But regardless of the author's availability, do you think it would serve your purpose? How does it compare to your own library? Maybe you could compare the timings?
On Fri, Jul 19, 2019 at 6:33 PM Nam Nguyen email@example.com wrote:
Yes, I have. PyParsing was the first one I turned too for it has been available for a very long time. I emailed the author, Paul McGuire, a few times about this python-ideas thread too but never got a response.
On Fri, Jul 19, 2019 at 9:36 AM Guido van Rossum firstname.lastname@example.org wrote:
Have you looked into pyparsing (https://github.com/pyparsing/pyparsing)? It somehow looks relevant.
On Mon, Jul 15, 2019 at 6:45 PM Nam Nguyen email@example.com wrote:
I sent an email to this list two or three months ago about the same idea. In that discussion, there were both skepticism and support. Since I had some time during the previous long weekend, I have made my idea more concrete and I thought I would try with the list again, after having run it through some of you privately.

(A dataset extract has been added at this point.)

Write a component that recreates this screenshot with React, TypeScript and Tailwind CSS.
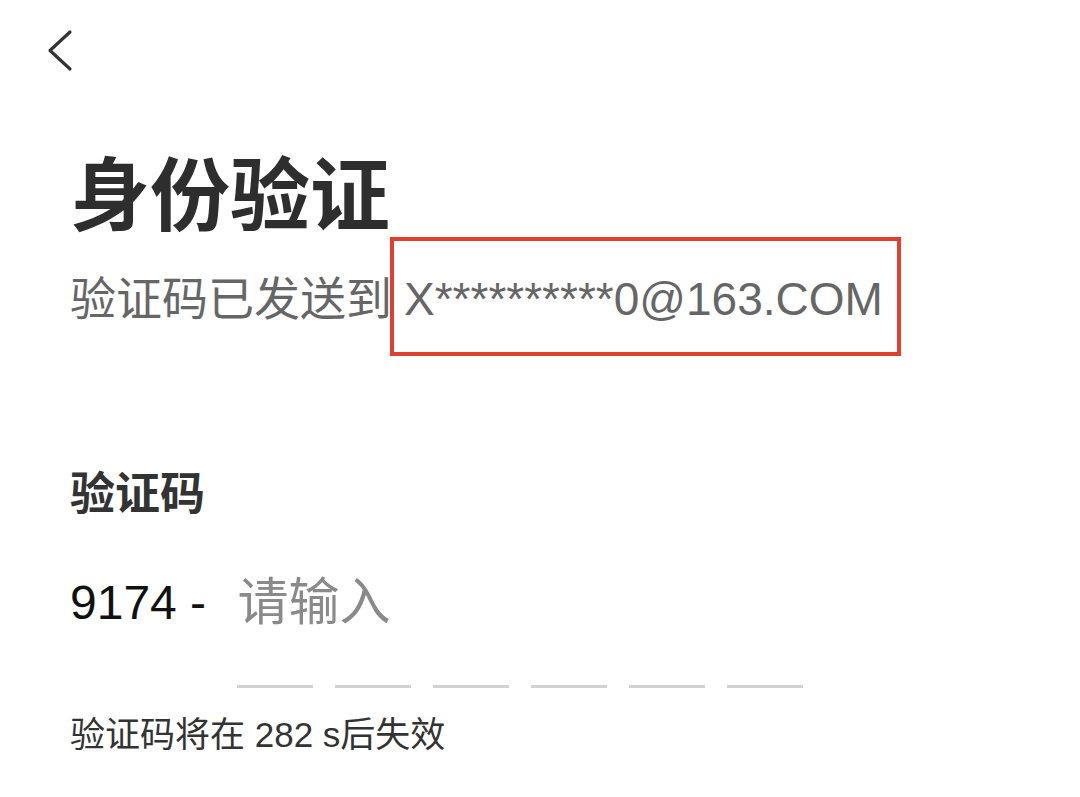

GOAL: To have some parsing primitives in the stdlib so that other modules in the stdlib itself can make use of. This would alleviate various security issues we have seen throughout the years.
With that goal in mind, I opine that any parsing library for this purpose should have the following characteristics:
#. Can be expressed in code. My opinion is that it is hard to review generated code. Code review is even more crucial in security contexts.
#. Small and verifiable. This helps build trust in the code that is meant to plug security holes.
#. Less evolving. Being in the stdlib has its drawback that is development velocity. The library should be theoretically sound and stable from the beginning.
#. Universal. Most of the times we'll parse left-factored context-free grammars, but sometimes we'll also want to parse context-sensitive grammars such as short XML fragments in which end tags must match start tags.
I have implemented a tiny (~200 SLOCs) package at https://gitlab.com/nam-nguyen/parser_compynator that demonstrates something like this is possible. There are several examples for you to have a feel of it, as well as some early benchmark numbers to consider. This is far smaller than any of the Python parsing libraries I have looked at, yet more universal than many of them. I hope that it would convert the skeptics ;).
Finally, my request to the list is: Please debate on: 1) whether we want a small (even private, underscore prefixed) parsing library in the stdlib to help with tasks that are a little too complex for regexes, and 2) if yes, how should it look like?
I also welcome comments (naming, uses of operator overloading, features, bikeshedding, etc.) on the above package ;).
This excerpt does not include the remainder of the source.